Her assailant twice left the scene and returned to continue the assault; 38 witnesses watched
from their apartment windows, neither coming to her aid,
nor calling the police as she cried for help.
The public was outraged over the apparent callousness and lack
of social responsibility on the part of the bystanders.
Intrigued by the bystander's inaction, Princeton Psychology John Darley
and his colleague Bibb Litany decided to try to identify the factors
that produced this type of passivity.
>> The key to unlocking this is the fact that 38 people failed to help, that's what shocks us
and if we picture one person looking, turning away and failing to help,
another person looking, turning away, that's awful, that's terrifying.

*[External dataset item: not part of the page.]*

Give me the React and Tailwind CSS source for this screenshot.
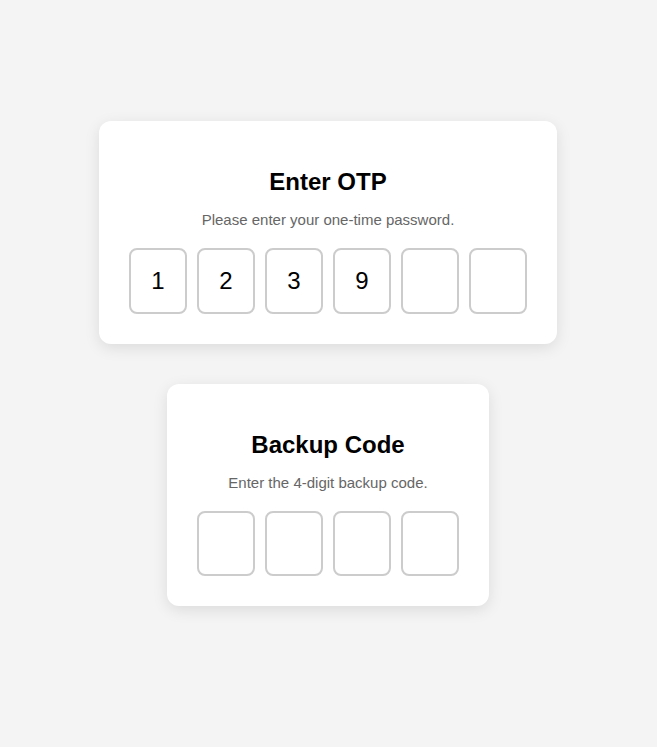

But if we realize that there were complex networks of relationships between the bystanders
and that these network tend -- these --
the effects that produces tend to cascade to produce no responding, then we get it and what's
so terrifying turns out to be the explanatory cue.
>> Darley and Litany hypothesize that the presence
of others can influence an individual's interpretation of events.
Emergencies occur infrequently and often are ambiguous; for example,
is this man experiencing a medical emergency or is he perhaps intoxicated?
Is action warranted in this situation?
When in a group, a person checks the reactions of others.
If other observers appear calm and indifferent, it is assumed everything must be okay;
one concludes the man must be drunk and continues walking.
By contrast, when a bystander is alone, the hypothesis predicts he or she is more likely
to assess a situation accurately and then provide help to the individual in distress.